Williams was from Alabama and recorded just eight sides for Paramount, all at a studio in Grafton, Wisconsin in May 1932. Each verse of “Ko Ko Mo Blues” concludes with the phrase: “…to that eleven light city, sweet old Kokomo.”
This one’s pretty scratchy, but well worth hearing!
Still with me? Hope so, there’s more!
In 1928, the singer and extraordinary acoustic Blues guitarist, James “Scrapper” Blackwell (1903-1962), recorded his song, “Kokomo Blues” for Vocalion Records.
Blackwell, born in South Carolina and of Cherokee descent, recorded extensively and is most famous for his work with singer/pianist Leroy Carr.
His “Kokomo Blues” begins: “Hmm, baby, don’t you want to go? Hmm, baby, don’t you want to go? Pack your little suitcase, Papa’s goin’ to Kokomo.”
You have to hear this one! The guitar playing alone is worth your time.

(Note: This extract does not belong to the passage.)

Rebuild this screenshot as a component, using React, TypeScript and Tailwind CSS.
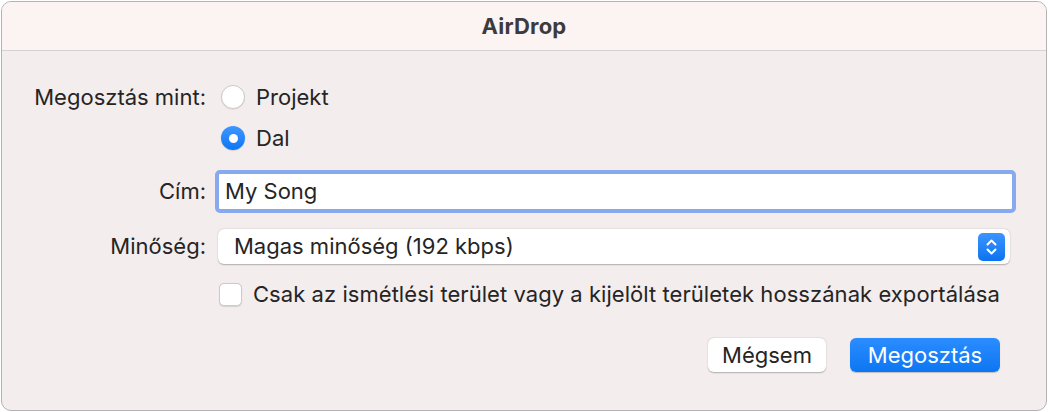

Finally, in April 1928, Paramount Records released a record by Madlyn Davis (1899-?) and Her Hot Shots titled “Kokola Blues.” Davis was what is now referred to as a Classic Blues singer. She recorded a total of ten sides, all for Paramount in 1927-1928, in Chicago.
Each of the four 12-bar verses of “Kokola Blues” concludes with the lines: “And it’s hey, hey, baby*, don’t you want to go, back to that eleven light city, back to sweet Kokomo.” (* or “Papa”)
There you go! I hope you enjoyed this little journey.
One last note: All of the recordings above were released in the category that the record industry at that time referred to as “race records.” Race records were marketed exclusively to a Black audience and chiefly in the rural American South. They were nearly impossible to obtain in Northern urban areas like Harlem and Chicago’s South Side. Average sales of these records numbered in the low thousands, often only in the hundreds.